11. A non-transitory computer-readable medium comprising instructions that, when executed by a processor, cause the processor to:

generate a first latent space representation indicative of a characteristic of a user based on a first signal from a first biometric sensor;

generate a second latent space representation indicative of the characteristic of a user based on a second signal from a second biometric sensor;

generate a third latent space representation indicative of the characteristic of a user based on a third signal from a third biometric sensor calculate correlations between the first, second, and third soft latent space representations;

weight each of the first, second, and third latent space representations based on the correlations of that latent space representation with the other latent space representations; and

determine the characteristic of a user based on the weighted first, second, and third latent space representations.

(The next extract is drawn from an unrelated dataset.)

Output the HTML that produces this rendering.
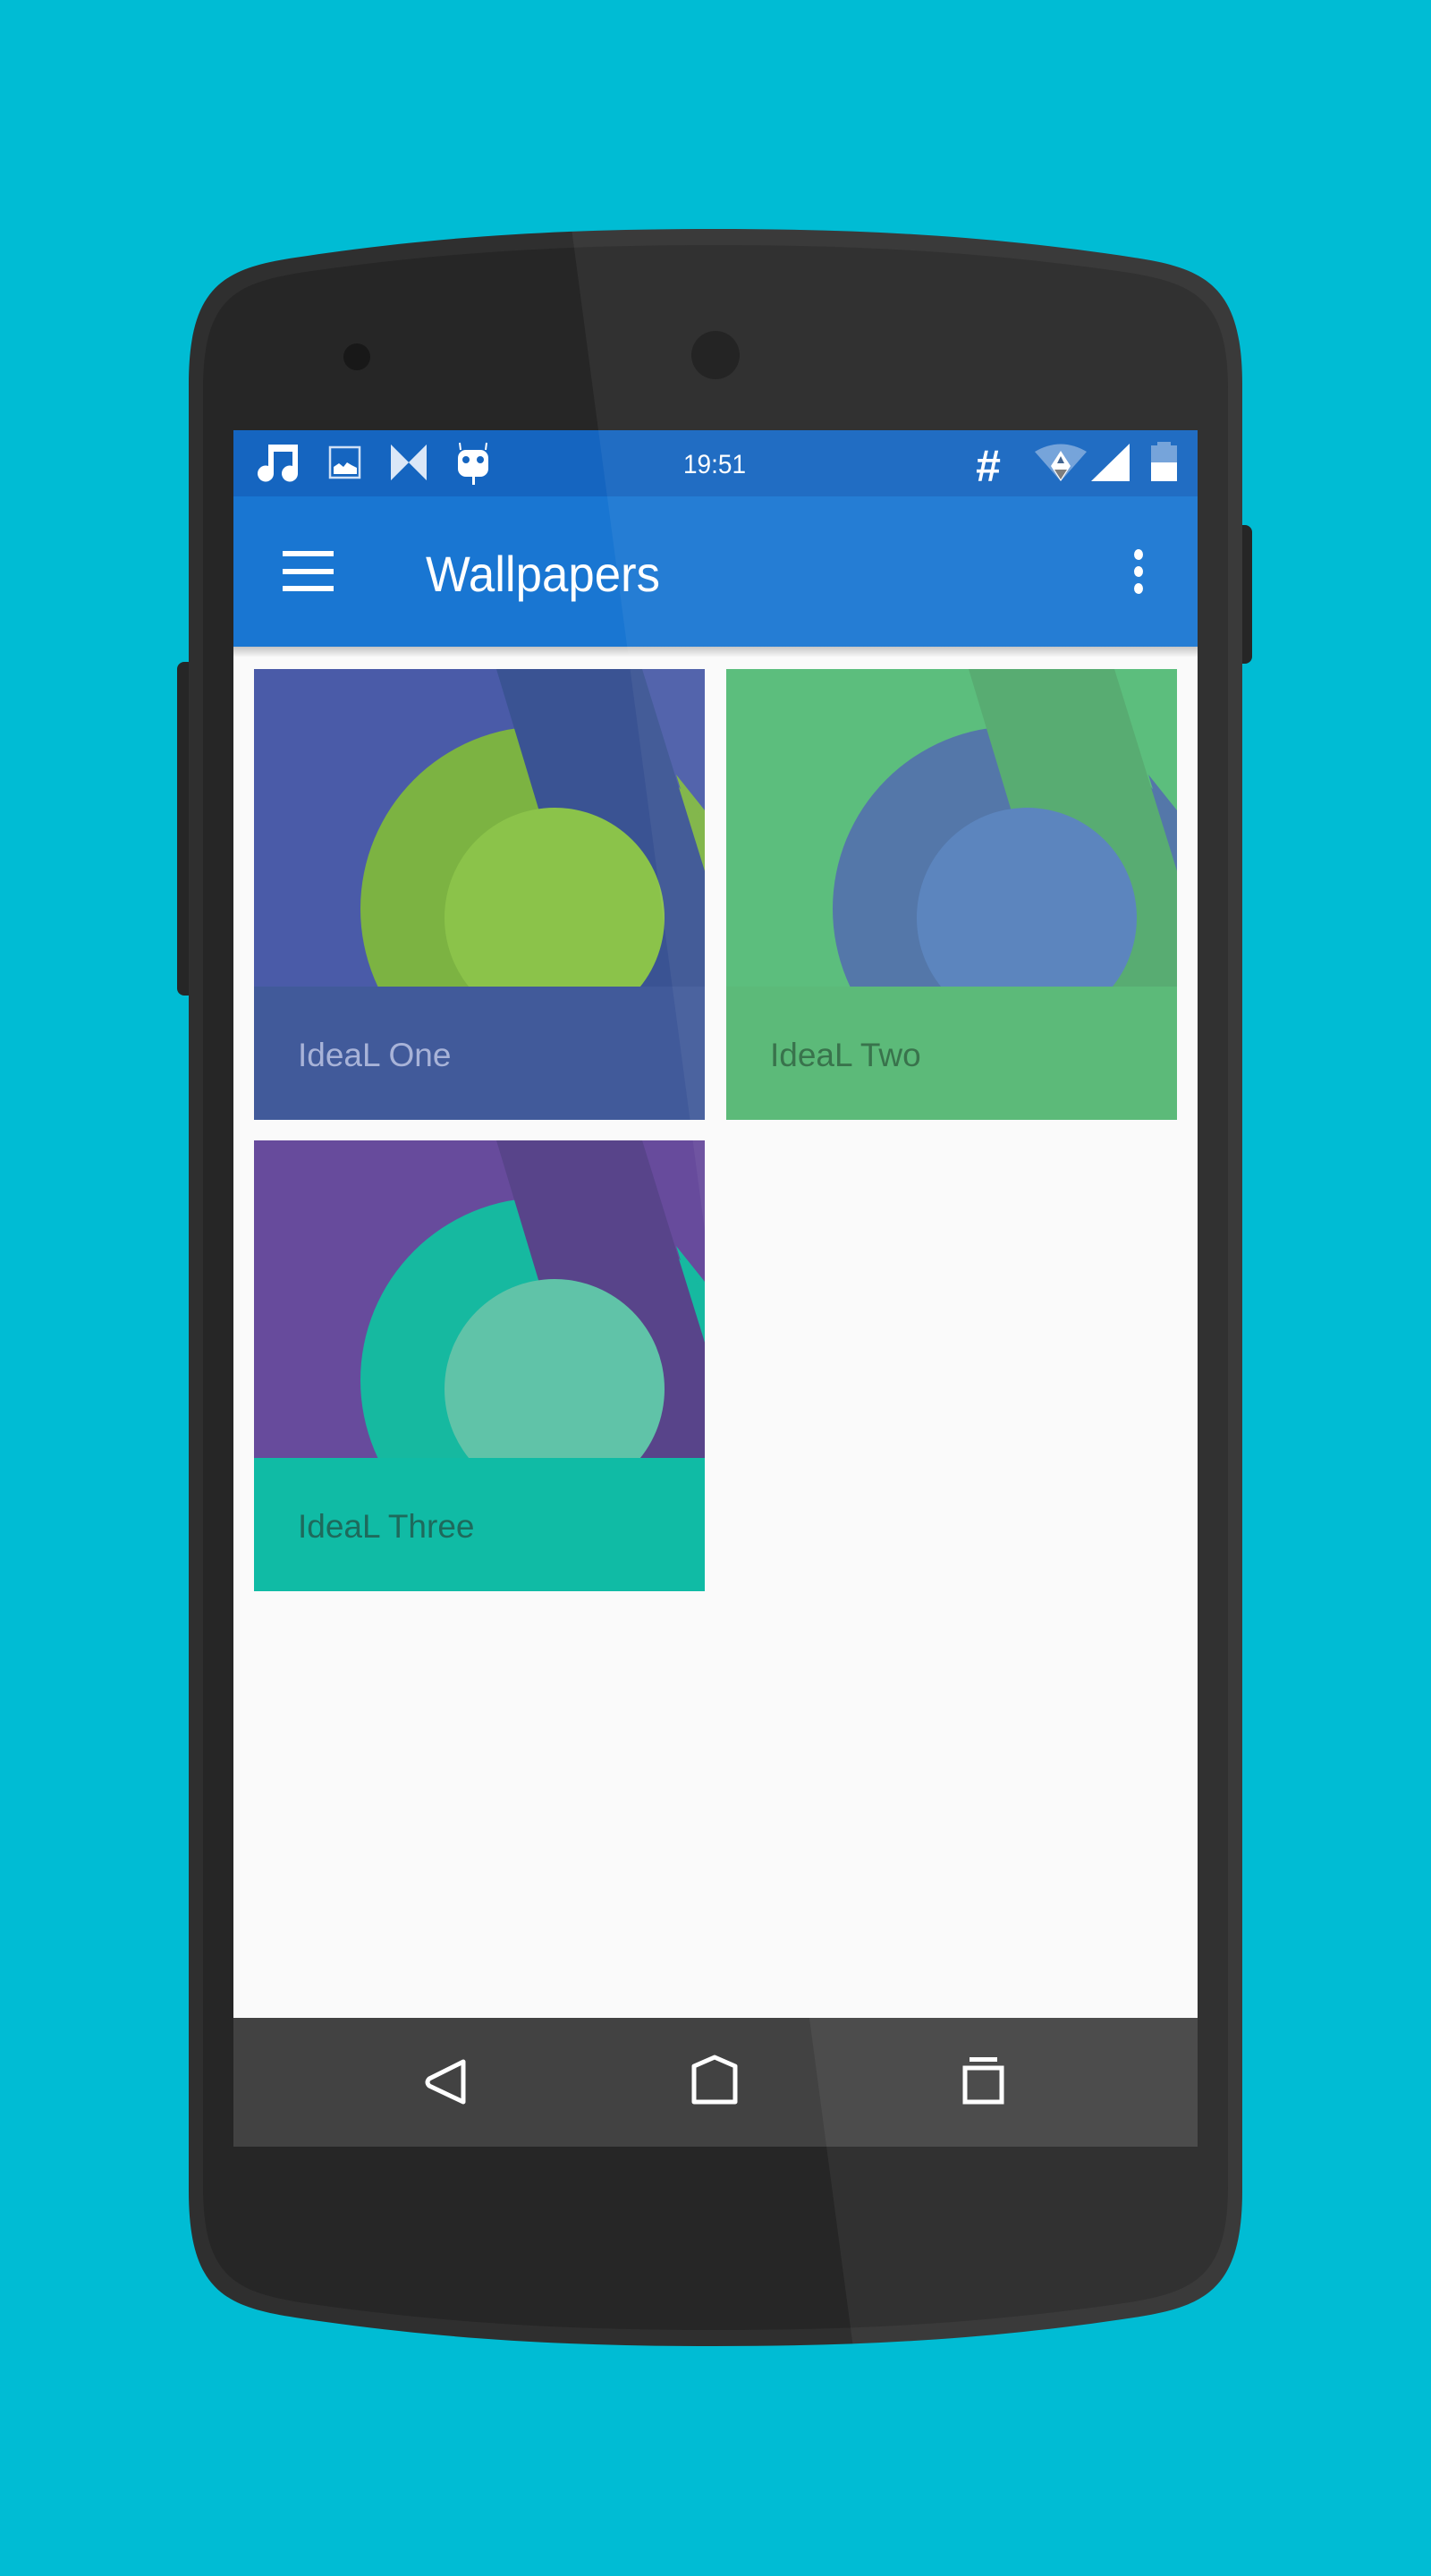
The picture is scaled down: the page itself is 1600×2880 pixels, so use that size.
<!DOCTYPE html>
<html><head><meta charset="utf-8"><style>
html,body{margin:0;padding:0;}
body{width:1600px;height:2880px;background:#00bcd4;position:relative;overflow:hidden;font-family:"Liberation Sans",sans-serif;}
.abs{position:absolute;}
.card{position:absolute;width:504px;height:504px;overflow:hidden;}
.card svg{position:absolute;left:0;top:0;}
.lbl{position:absolute;left:0;top:355px;width:504px;height:149px;}
.lbl span{position:absolute;left:49px;font-size:37px;line-height:1;}
</style></head><body>
<svg class="abs" style="left:0;top:0" width="1600" height="2880">
<rect x="198" y="740" width="20" height="373" rx="8" fill="#262626"/>
<rect x="1380" y="587" width="20" height="155" rx="8" fill="#262626"/>
<path d="M211,430 C211,320 250,300 330,288 C500,262 650,256 799,256 C948,256 1098,262 1268,288 C1348,300 1389,320 1389,430 L1389,2449 C1389,2559 1348,2579 1268,2591 C1098,2617 948,2623 799,2623 C650,2623 500,2617 330,2591 C250,2579 211,2559 211,2449 Z" fill="#2f2f2f"/>
<path d="M227,435 C227,335 262,317 335,305 C505,280 652,274 799,274 C946,274 1093,280 1263,305 C1336,317 1373,335 1373,435 L1373,2444 C1373,2544 1336,2562 1263,2574 C1093,2599 946,2605 799,2605 C652,2605 505,2599 335,2574 C262,2562 227,2544 227,2444 Z" fill="#262626"/>
<ellipse cx="800" cy="397" rx="27" ry="27" fill="#181818"/>
<ellipse cx="399" cy="399" rx="15" ry="15" fill="#181818"/>
</svg>

<div class="abs" style="left:261px;top:481px;width:1078px;height:1919px;background:#fafafa;overflow:hidden;">
  <div class="abs" style="left:0;top:0;width:1078px;height:74px;background:#1565c0;"></div>
  <div class="abs" style="left:0;top:74px;width:1078px;height:168px;background:#1976d2;"></div>
  <div class="abs" style="left:0;top:242px;width:1078px;height:12px;background:linear-gradient(rgba(0,0,0,0.22),rgba(0,0,0,0));"></div>
  <div class="abs" style="left:0;top:1775px;width:1078px;height:144px;background:#424242;"></div>
</div>

<svg class="abs" style="left:0;top:0" width="1600" height="760">
 <g fill="#fff">
  <path d="M300,497 h33 v32 a9,9 0 1 1 -6,-8 v-16 h-21 v24 a9,9 0 1 1 -6,-8 z"/>
 </g>
 <rect x="369" y="500" width="33" height="34" fill="none" stroke="#d0e0f5" stroke-width="2.5"/>
 <path d="M373,530 v-8 l6,-4 l5,4 l4,-5 l5,3 l6,3 v7 z" fill="#fff"/>
 <path d="M437,497 l20,20 l20,-20 v40 l-20,-20 l-20,20 z" fill="#b6cfee"/>
 <path d="M437,497 l20,20 l-20,20 z M477,497 l-20,20 l20,20z" fill="#dbe7f7"/>
 <rect x="512" y="503" width="34" height="30" rx="9" fill="#fff"/>
 <line x1="515" y1="503" x2="514" y2="495" stroke="#fff" stroke-width="2"/>
 <line x1="543" y1="503" x2="544" y2="495" stroke="#fff" stroke-width="2"/>
 <rect x="528" y="533" width="3" height="9" fill="#fff"/>
 <circle cx="521" cy="514" r="4" fill="#1565c0"/><circle cx="537" cy="514" r="4" fill="#1565c0"/>
 <text x="799" y="529" font-size="30" fill="#fff" text-anchor="middle" font-family="Liberation Sans" textLength="70" lengthAdjust="spacingAndGlyphs">19:51</text>
 <text x="1105" y="538" font-size="50" font-weight="bold" fill="#fff" text-anchor="middle" font-family="Liberation Sans">#</text>
 <path d="M1157,505 Q1186,488 1215,505 L1186,538 Z" fill="#6f9fd8"/>
 <path d="M1175,521 L1186,504 L1197,521 L1186,538 Z" fill="#fff"/>
 <path d="M1179,525 L1193,525 L1186,536 Z" fill="#777"/>
 <path d="M1182,518 L1186,510 L1190,518 Z" fill="#3a5d8a"/>
 <path d="M1220,538 L1263,496 L1263,538 Z" fill="#fff"/>
 <rect x="1287" y="498" width="29" height="40" fill="#6f9fd8"/>
 <rect x="1294" y="494" width="15" height="5" fill="#6f9fd8"/>
 <rect x="1287" y="517" width="29" height="21" fill="#fff"/>
 <rect x="316" y="616" width="57" height="6" fill="#fff"/>
 <rect x="316" y="636" width="57" height="6" fill="#fff"/>
 <rect x="316" y="655" width="57" height="6" fill="#fff"/>
 <text x="476" y="661" font-size="56" fill="#fff" font-family="Liberation Sans" textLength="262" lengthAdjust="spacingAndGlyphs">Wallpapers</text>
 <ellipse cx="1273" cy="620" rx="5" ry="6" fill="#fff"/>
 <ellipse cx="1273" cy="639" rx="5" ry="6" fill="#fff"/>
 <ellipse cx="1273" cy="658" rx="5" ry="6" fill="#fff"/>
</svg>

<div class="card" style="left:284px;top:748px;background:#4a5ba8;">
 <svg width="504" height="504">
  <path d="M472,118 L504,158 L504,222 Z" fill="#7cb342"/>
  <circle cx="323" cy="268" r="204" fill="#7cb342"/>
  <path d="M271,0 L434,0 L544,355 L378,355 Z" fill="#3a5393"/>
  <circle cx="336" cy="278" r="123" fill="#8bc34a"/>
 </svg>
 <div class="lbl" style="background:#415a9a;"><span style="top:58px;color:#a8b3d8;">IdeaL One</span></div>
</div>
<div class="card" style="left:812px;top:748px;background:#53bb76;">
 <svg width="504" height="504">
  <path d="M472,118 L504,158 L504,222 Z" fill="#4b70a4"/>
  <circle cx="323" cy="268" r="204" fill="#4b70a4"/>
  <path d="M271,0 L434,0 L544,355 L378,355 Z" fill="#4fa86a"/>
  <circle cx="336" cy="278" r="123" fill="#537ebb"/>
 </svg>
 <div class="lbl" style="background:#53b772;"><span style="top:58px;color:#2e6b42;">IdeaL Two</span></div>
</div>
<div class="card" style="left:284px;top:1275px;background:#674b9c;">
 <svg width="504" height="504">
  <path d="M472,118 L504,158 L504,222 Z" fill="#16b9a0"/>
  <circle cx="323" cy="268" r="204" fill="#16b9a0"/>
  <path d="M271,0 L434,0 L544,355 L378,355 Z" fill="#58448a"/>
  <circle cx="336" cy="278" r="123" fill="#60c3a8"/>
 </svg>
 <div class="lbl" style="background:#10bba5;"><span style="top:58px;color:#1e6a5c;">IdeaL Three</span></div>
</div>

<svg class="abs" style="left:0;top:0" width="1600" height="2880">
 <path d="M518,2305 L518,2350 L480,2332 Q476,2328 480,2324 Z" fill="none" stroke="#fff" stroke-width="5" stroke-linejoin="round"/>
 <path d="M776,2310 L799,2300 L822,2310 L822,2350 L776,2350 Z" fill="none" stroke="#fff" stroke-width="5" stroke-linejoin="round"/>
 <rect x="1079" y="2312" width="41" height="38" fill="none" stroke="#fff" stroke-width="5"/>
 <rect x="1084" y="2300" width="31" height="5" fill="#fff"/>
</svg>

<svg class="abs" style="left:0;top:0;pointer-events:none" width="1600" height="2880">
 <defs><clipPath id="ph"><path d="M211,430 C211,320 250,300 330,288 C500,262 650,256 799,256 C948,256 1098,262 1268,288 C1348,300 1389,320 1389,430 L1389,2449 C1389,2559 1348,2579 1268,2591 C1098,2617 948,2623 799,2623 C650,2623 500,2617 330,2591 C250,2579 211,2559 211,2449 Z"/></clipPath></defs>
 <polygon clip-path="url(#ph)" points="637,240 1400,240 1400,2640 956,2640" fill="#fff" fill-opacity="0.055"/>
</svg>
</body></html>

12. The computer-readable medium of claim 11, wherein the instructions to calculate the correlations include instructions that cause the processor to stack the first, second, and third latent space representations to form a matrix, multiply the matrix by its transpose to produce a correlation matrix, and scale the correlation matrix to produce a scaled correlation matrix.

13. The computer-readable medium of claim 11, wherein the instructions to weight each of the first, second, and third latent space representations include instructions that cause the processor to multiply the scaled correlation matrix with the matrix.

14. The computer-readable medium of claim 11, wherein the first latent space representation is a soft determination calculated by a classifier based on the first signal.

15. The computer-readable medium of claim 11, further comprising instructions to further weight each of the weighted first, second, and third latent space representations based on values of that representation, wherein the instructions to determine the characteristic comprise instructions that cause the processor to determine the characteristic based on the further weighted first, second, and third latent space representations.